A temática é exaustivamente explorada no cinema e em séries. Matthew Perry (o Chandler de Friends) já voltou a ser Zac Effron em "17 outra vez". No sueco "Tudo de novo, mais uma vez", Amelia ganha um presente ao completar 40 anos: voltar aos 18. Domhnall Gleeson domina a volta ao passado no carismático "Questão de tempo". De onde vem esse fascínio por reviver uma época em que a gente sofria menos que agora?

Peraí: quem disse que em tempos passados o sofrimento era menor do que o presente?

Emicida tem uma frase interessante: a gente olha o passado de um lugar confortável, que é futuro.
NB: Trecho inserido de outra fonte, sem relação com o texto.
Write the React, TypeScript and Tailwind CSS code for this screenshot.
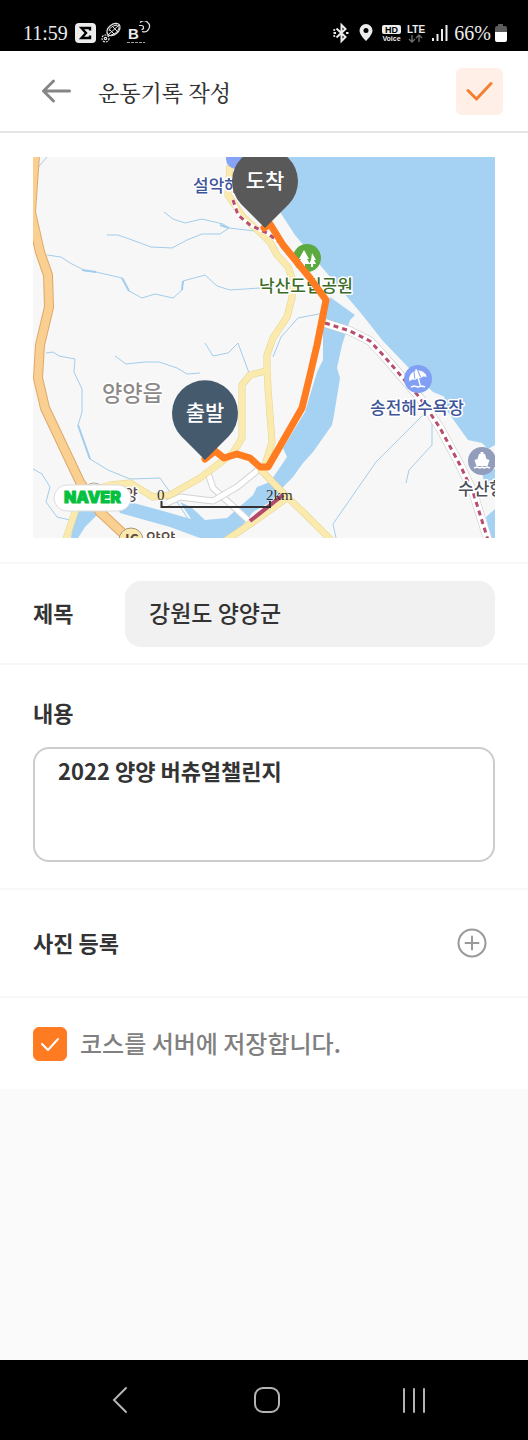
import { useState } from "react";

const SERIF = "font-['Liberation_Serif','Noto_Serif_CJK_KR','Noto_Sans_CJK_KR',serif]";

function StatusBar() {
  return (
    <div className={`flex h-[51px] shrink-0 items-center justify-between bg-black pt-[15px] pl-[23px] pr-[21px] text-[#ececec] ${SERIF}`}>
      <div className="flex items-center">
        <span className="text-[20px] leading-6">11:59</span>
        <svg width="76" height="24" viewBox="0 0 76 24" className="ml-[7px]" aria-hidden="true">
          <rect x="0" y="2" width="21" height="20" rx="4" fill="#ececec" />
          <path d="M15 9.500V7H6.500l4.500 5-4.500 5H15v-2.500" fill="none" stroke="#000" strokeWidth="2.400" />
          <g fill="none" stroke="#e4e4e4" strokeWidth="1.200">
            <ellipse cx="38.500" cy="8.500" rx="7.500" ry="5" transform="rotate(-40 38.500 8.500)" />
            <path d="M33 14 44 4M35 9l5 5M38 6l5 5M41 3.500l4 4M34 10q1-5 8-6M36 14q6-1 8-7" strokeWidth="1" />
            <circle cx="30.500" cy="17.500" r="3.500" strokeDasharray="2 1" />
            <circle cx="30.500" cy="17.500" r="1.200" />
            <path d="M65 1.500a5.500 5.500 0 1 1 2 9" />
            <path d="M64 4.500h2.500a2 2 0 0 1 0 4" />
            <path d="M52 21.500h18" strokeDasharray="3 1" opacity=".7" />
          </g>
          <text x="53" y="17.500" fontSize="15" fontWeight="700" fill="#ececec" fontFamily="Liberation Sans, sans-serif">B</text>
        </svg>
      </div>
      <div className="flex items-center">
        <svg width="118" height="24" viewBox="0 0 118 24" aria-hidden="true">
          <g fill="none" stroke="#ececec" strokeWidth="2">
            <path d="m4.500 7.500 9 8.500-4 4V4l4 4-9 8.500" />
            <path d="M1.500 12h2.500M14 12h2.500M1.500 8.500l1.500 1M1.500 15.500l1.500-1" />
          </g>
          <path fillRule="evenodd" d="M34 3a6.500 6.500 0 0 0-6.500 6.500C27.500 14 34 20 34 20s6.500-6 6.500-10.500A6.500 6.500 0 0 0 34 3Zm0 4a2.500 2.500 0 1 1 0 5 2.500 2.500 0 0 1 0-5Z" fill="#ececec" />
          <rect x="50" y="4" width="19" height="9" rx="2" fill="#ececec" />
          <g fontFamily="Liberation Sans, sans-serif" fontWeight="700" textAnchor="middle">
            <text x="59.500" y="11.500" fontSize="9" fill="#000">HD</text>
            <text x="59.500" y="20" fontSize="7" fill="#ececec">Voice</text>
            <text x="84" y="11.500" fontSize="10" fill="#ececec">LTE</text>
          </g>
          <g fill="none" stroke="#6a6a6a" strokeWidth="1.400">
            <path d="M80 14v7m-3-3 3 3 3-3M87 21v-7m-3 3 3-3 3 3" />
          </g>
          <path d="M101 20v-3M105.500 20v-7M110 20V8M114.500 20V4" stroke="#ececec" strokeWidth="2" />
        </svg>
        <span className="ml-1 text-[20px] leading-6">66%</span>
        <svg width="12" height="18" viewBox="0 0 12 18" className="ml-1" aria-hidden="true">
          <path d="M3 2V0h5v2h2a2 2 0 0 1 2 2v5H0V4a2 2 0 0 1 2-2Z" fill="#5c5c5c" />
          <path d="M0 8h12v8a2 2 0 0 1-2 2H2a2 2 0 0 1-2-2Z" fill="#fff" />
        </svg>
      </div>
    </div>
  );
}

function Header() {
  return (
    <header className="flex h-[82px] shrink-0 items-center border-b-2 border-[#e5e5e5] pl-[41px] pr-[25px]">
      <button type="button" aria-label="뒤로">
        <svg width="31" height="26" viewBox="0 0 31 26" fill="none" stroke="#868686" strokeWidth="3" strokeLinecap="round" strokeLinejoin="round">
          <path d="M28.500 13H2.500M12.500 3 2.500 13l10 10" />
        </svg>
      </button>
      <h1 className="ml-[26px] flex-1 pt-0.5 font-['Noto_Serif_CJK_KR','Noto_Sans_CJK_KR',serif] text-[22px] leading-8 font-medium text-[#333]">
        운동기록 작성
      </h1>
      <button type="button" aria-label="저장" className="flex size-[47px] items-center justify-center rounded-md bg-[#ffefe6]">
        <svg width="27" height="20" viewBox="0 0 27 20" fill="none" stroke="#f47f30" strokeWidth="3" strokeLinecap="round" strokeLinejoin="round">
          <path d="m2 9.500 8.500 8.500L25 2.500" />
        </svg>
      </button>
    </header>
  );
}

const YELLOW_ROADS = [
  "M197 8 195 38 210 60 232 80 237 85 244 98 255 110 259 121V141L254 160 240 181 234 198V210L235 231 239 285 232 308",
  "M237 213 217 218 209 228V281L200 296 167 321 137 338 120 340 97 326 77 328 52 335 42 355 32 385",
  "M227 312 254 340 270 355 299 384",
  "M192 384 220 365 254 341",
];

const WHITE_ROADS = [
  "M174 313 180 331 215 363",
  "M134 346 147 340 180 344 204 330 225 313",
];

const STREAMS = [
  "M131 55 140 62 152 66 169 62 190 67 196 71 222 74",
  "M74 78 85 78 102 84 118 90 139 91 154 83 169 77 187 77 196 71",
  "M14 98 28 100 37 106 53 114 63 115 89 121 96 134 109 141 122 137 140 141 149 133 150 124 172 118 184 129 197 133 227 131",
  "M1 15 14 0M172 186 180 199 195 196 205 186 216 216",
  "M13 196 20 195 26 199 42 202 41 215 49 232V255L45 268 57 302 75 313 97 322 127 321 144 345 157 365",
  "M82 199 93 207 112 205 126 205 144 211 154 217 167 216",
  "M0 312 9 317 17 330 13 345 24 360 37 363",
  "M291 156 265 161 248 180 240 200",
  "M391 257 343 305 300 367 303 381M399 252V288L376 313 373 326",
];

const COAST_RAIL = "M292 166 317 174 337 184 350 198 369 220 387 241 407 271 427 308 440 335 455 383";
const NORTH_RAIL = "M200 43 205 58 217 68 234 76 250 88";
const HIGHWAY = "M2-2-2 55 7 95 15 118 16 150 7 188 5 221 12 251 47 325 67 355 97 383";

type PinProps = { x: number; y: number; label: string; fill: string };

function Pin({ x, y, label, fill }: PinProps) {
  return (
    <g transform={`translate(${x} ${y})`}>
      <path d="M0 47-24 23A33 33 0 1 1 24 23Z" fill={fill} />
      <text y="7" textAnchor="middle" fontSize="21" fontWeight="500" fill="#fff">{label}</text>
    </g>
  );
}

function CourseMap() {
  return (
    <svg viewBox="0 0 462 381" className="block w-full" role="img" aria-label="코스 지도" fontFamily="Noto Sans CJK KR, sans-serif">
      <rect width="462" height="381" fill="#f7f7f7" />

      {/* sea and river */}
      <g fill="#a5d2f3">
        <path d="M232 0 247 55 262 78 287 108 327 155 350 184 374 209 400 235 412 240 407 244 435 283 449 286 455 292 462 288V0Z" />
        <path d="M449 316 462 312V332L452 328ZM453 360 462 352V381H458Z" />
        <path d="M297 140 322 158 317 163 309 188 304 211 307 221 301 258 299 268 280 295 270 306 260 320 252 328 237 345 220 355 200 381H167L137 370 87 356 80 340 97 345 130 354 158 362 147 345 158 350 172 363 194 361 220 338 224 330 237 325 254 300 250 291 272 255 284 215 290 203V165Z" />
        <path d="M42 354 60 350 70 352 52 370 45 381H38Z" />
      </g>
      <g fill="none" stroke="#a3cdeb" strokeLinejoin="round">
        {STREAMS.map((d) => (
          <path key={d} d={d} />
        ))}
        <path d="M49 113 63 115M89 121 96 134M149 133 150 124M45 268 57 302M187 68 196 71" strokeWidth="2" />
      </g>

      {/* roads */}
      <g fill="none" strokeLinejoin="round">
        {WHITE_ROADS.map((d) => (
          <g key={d}>
            <path d={d} stroke="#d3d3d3" strokeWidth="7" />
            <path d={d} stroke="#fff" strokeWidth="5" />
          </g>
        ))}
        {YELLOW_ROADS.map((d) => (
          <path key={d} d={d} stroke="#e6d493" strokeWidth="7" />
        ))}
        {YELLOW_ROADS.map((d) => (
          <path key={d} d={d} stroke="#fbeaae" strokeWidth="6" />
        ))}
        <path d="M217 364 250 338" stroke="#b34a6c" strokeWidth="4" />
        <path d={HIGHWAY} stroke="#dfa868" strokeWidth="10" />
        <path d={HIGHWAY} stroke="#f9d091" strokeWidth="8" />
        <path d={COAST_RAIL} stroke="#c8c8c8" strokeWidth="9" />
        <path d={COAST_RAIL} stroke="#fff" strokeWidth="8" />
        <path d={COAST_RAIL} stroke="#b84d6d" strokeWidth="3" strokeDasharray="5 4" />
        <path d={NORTH_RAIL} stroke="#fff" strokeWidth="4" />
        <path d={NORTH_RAIL} stroke="#b84d6d" strokeWidth="3" strokeDasharray="5 4" />
      </g>

      {/* places under the route */}
      <circle cx="203" cy="2" r="10" fill="#86a4f5" />
      <circle cx="274" cy="101" r="14" fill="#5caa41" />
      <path d="m271 93 5 9h-2l3 5h-5v3h-2v-3h-5l3-5h-2ZM279 96l4 7h-2l2 4h-3v3h-2v-3h-2l2-4Z" fill="#fff" />
      <circle cx="385" cy="222" r="14" fill="#819ff4" />
      <g transform="rotate(-15 385 222)">
        <path d="M376 222a9 8.500 0 0 1 18 0l-3.500-1-3 1-2.500-1-2.500 1-3-1Z" fill="#fff" />
        <path d="m383 214-1 7M387 214l1 7" stroke="#819ff4" />
        <path d="M385.500 212v17" stroke="#fff" strokeWidth="1.500" />
      </g>
      <path d="m378 230 3-1 4 1 4-1 3 1" fill="none" stroke="#fff" strokeWidth="1.500" />
      <circle cx="449" cy="304" r="14" fill="#929dbb" />
      <path d="M446 297h1.500v-2h3v2h1.500l1.500 5 3 1-2 6h-11l-2-6 3-1Z" fill="#fff" />
      <path d="m441 311 3-1 3 1 2-1 2 1 3-1 3 1" fill="none" stroke="#fff" strokeWidth="1.500" />
      <circle cx="98" cy="383" r="12" fill="#fbeaae" stroke="#a8957b" />
      <circle cx="61" cy="337" r="11" fill="#eee" stroke="#b5a89c" />
      <g stroke="#fff" strokeWidth="3" paintOrder="stroke" strokeLinejoin="round" fontWeight="500">
        <text x="160" y="35" fontSize="17" fill="#40549a">설악해</text>
        <text x="226" y="135" fontSize="17" fill="#3a6c28">낙산도립공원</text>
        <text x="337" y="257" fontSize="17" fill="#40549a">송전해수욕장</text>
        <text x="425" y="338" fontSize="17" fill="#4b4f5a">수산항</text>
        <text x="69" y="244" fontSize="22" fill="#8d8988">양양읍</text>
        <text x="91" y="343" fontSize="15" fill="#5a4a42">양</text>
        <text x="113" y="388" fontSize="16" fill="#5a4a42">양양</text>
      </g>
      <text x="92" y="388" fontSize="14" fill="#5a4a42" fontWeight="700">IC</text>

      {/* recorded course */}
      <path
        d="M172 302 182 294 191 301 204 297 217 301 227 310H235L269 251 277 218 284 188 293 143 277 121 250 88 237 67 231 71"
        fill="none"
        stroke="#ff7c20"
        strokeWidth="7"
        strokeLinecap="round"
        strokeLinejoin="round"
      />
      <Pin x={232} y={24} label="도착" fill="#595959" />
      <Pin x={172} y={256} label="출발" fill="#455a6d" />

      {/* provider logo and scale */}
      <rect x="21" y="328" width="77" height="26" rx="13" fill="#fff" stroke="#ddd" />
      <text x="31" y="346" fontSize="16" fontWeight="900" fill="#03c13f" stroke="#03c13f" fontFamily="Inter, sans-serif">NAVER</text>
      <path d="M128.500 344v6H237v-6" fill="none" stroke="#333" strokeWidth="2" />
      <g fontFamily="Liberation Serif, serif" fontSize="15" fill="#333">
        <text x="124" y="343">0</text>
        <text x="233" y="343">2km</text>
      </g>
    </svg>
  );
}

export default function App() {
  const [title, setTitle] = useState("강원도 양양군");
  const [content, setContent] = useState("2022 양양 버츄얼챌린지");
  const [saveCourse, setSaveCourse] = useState(true);

  return (
    <div className="flex min-h-screen flex-col bg-[#fafafa] font-['Noto_Sans_CJK_KR',sans-serif] text-[#333]">
      <StatusBar />

      <main className="bg-white">
        <Header />

        <div className="border-b-2 border-[#f8f8f8] px-[33px] py-6">
          <CourseMap />
        </div>

        <div className="flex items-center border-b-2 border-[#f8f8f8] px-[33px] pt-[17px] pb-4">
          <label htmlFor="title" className="w-[92px] pb-1 text-[22px] leading-8 font-bold">제목</label>
          <input
            id="title"
            value={title}
            onChange={(e) => setTitle(e.target.value)}
            className="h-[66px] min-w-0 flex-1 rounded-2xl bg-[#f1f1f1] px-6 pb-1 text-[23px] font-medium outline-none"
          />
        </div>

        <div className="border-b-2 border-[#f8f8f8] px-[33px] pt-[31px] pb-[26px]">
          <label htmlFor="content" className="block text-[22px] leading-8 font-bold">내용</label>
          <textarea
            id="content"
            value={content}
            onChange={(e) => setContent(e.target.value)}
            className="mt-[19px] block h-[115px] w-full resize-none rounded-2xl border-2 border-[#ccc] px-[23px] py-[5px] text-[22px] leading-8 font-bold outline-none"
          />
        </div>

        <div className="flex h-[108px] items-center justify-between border-b-2 border-[#f8f8f8] pl-[33px] pr-[41px]">
          <h2 className="pb-0.5 text-[22px] leading-8 font-bold">사진 등록</h2>
          <button type="button" aria-label="사진 추가">
            <svg width="30" height="30" viewBox="0 0 30 30" fill="none" stroke="#999" strokeWidth="2">
              <circle cx="15" cy="15" r="13.500" />
              <path d="M15 8.500v13M8.500 15h13" strokeLinecap="round" />
            </svg>
          </button>
        </div>

        <label className="flex h-[91px] items-center gap-[13px] px-[33px]">
          <span className="grid size-[34px] shrink-0 place-items-center">
            <input
              type="checkbox"
              checked={saveCourse}
              onChange={(e) => setSaveCourse(e.target.checked)}
              className="col-start-1 row-start-1 size-[34px] appearance-none rounded-md border border-[#ccc] checked:border-[#ff7b22] checked:bg-[#ff7b22]"
            />
            {saveCourse && (
              <svg width="20" height="16" viewBox="0 0 20 16" className="pointer-events-none col-start-1 row-start-1" fill="none" stroke="#fff" strokeWidth="2" strokeLinecap="round" strokeLinejoin="round">
                <path d="m2 8 6 6L18 3" />
              </svg>
            )}
          </span>
          <span className="pb-0.5 text-2xl font-medium text-[#808080]">코스를 서버에 저장합니다.</span>
        </label>
      </main>

      <nav className="mt-auto grid h-20 grid-cols-3 items-center bg-black pr-[41px] pl-[47px]">
        <button type="button" aria-label="이전" className="flex justify-center">
          <svg width="16" height="28" viewBox="0 0 16 28" fill="none" stroke="#b4b4b4" strokeWidth="2" strokeLinecap="round">
            <path d="M14 2 2 14l12 12" />
          </svg>
        </button>
        <button type="button" aria-label="홈" className="flex justify-center">
          <svg width="28" height="28" viewBox="0 0 28 28" fill="none" stroke="#b4b4b4" strokeWidth="2">
            <rect x="2" y="2" width="24" height="24" rx="8" />
          </svg>
        </button>
        <button type="button" aria-label="최근 앱" className="flex justify-center">
          <svg width="26" height="28" viewBox="0 0 26 28" fill="none" stroke="#b4b4b4" strokeWidth="2" strokeLinecap="round">
            <path d="M3 3v23M13 3v23M23 3v23" />
          </svg>
        </button>
      </nav>
    </div>
  );
}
Daqui, é gostoso olhar para nossa versão de Maisa Silva e pensar que tudo aquilo era bobagem. Um dia, achei que ia morrer porque vi o menino que eu gostava levando uma garota para o laboratório de química — em um momento em que não tinha ninguém lá. Pensar que duas pessoas iriam estudar profundamente a troca da enzima ptialina pode tirar o sono de alguém aos 15 anos. Na série, Anita descobre que precisa viver em Paris na vida adulta com seu melhor amigo — e começa arquitetar tudo para chegar lá, como um trator, sem ver as possibilidades que estão ao seu redor.

Tem um livro que é sucesso de vendas na Amazon: "A Biblioteca da meia-noite". A história fala bem das possibilidades das escolhas e os rumos que a vida pode tomar. E se eu tivesse aceitado aquela proposta de emprego no Rio de Janeiro às vésperas de me casar pela primeira vez? Como seria possível prever o divórcio que viria anos depois?

A série espanhola "Se eu soubesse" mostra a vida de uma mulher madura infeliz no casamento, tentando voltar 10 anos na história para não dizer o "sim". Ela consegue, mas percebe tardiamente que foi aquele sim do qual ela se arrepende que lhe deu seus dois filhos. E agora, como que volta para o futuro? Parece que também já fizeram filme sobre isso, mas precisa de um carro mais tecnológico do que apertar um botão de um fotolog. Complicado.

Amor platônico, da Apple TV, foge da ficção científica e resolve a equação: e se bastar você continuar curtindo a vida, ao lado do seu melhor amigo, comendo batata frita e falando de qualquer coisa que não seja sobre ser adulto? Um jeitinho de ignorar o presente e dar uma fugidinha em uma noite de quinta-feira, vagando pela cidade, como se fosse possível (e talvez seja por algumas horas), ser a "você" de quem você havia se esquecido. Mas, surpresa: quando a gente volta para casa, é sempre a gente mesmo que está lá. A maturidade, meus caros, para o bem e para o mal, é irreversível.

Viagem no tempo segue sendo sucesso quando, entediados, a gente olha para o lado e percebe que não era bem isso que havíamos planejado. Talvez não haja Paris, nem beijos apaixonados com o melhor amigo do colégio, apesar de, aos 15 anos, você ter tido a convicção de ia amá-lo para sempre. Mas que sobreviver tem seu charme... ô se tem.

Um amigo outro dia se lamentava por ter passado da "aurora de sua vida". Imagina só. Tem aurora todo dia. Ih, olha lá, o Sol nasceu de novo.

Quando fica difícil, a gente aperta o play e dá uma fugidinha responsável para a adolescência de outrem. Depois, volta ao presente — que definitivamente é a única coisa certa que temos.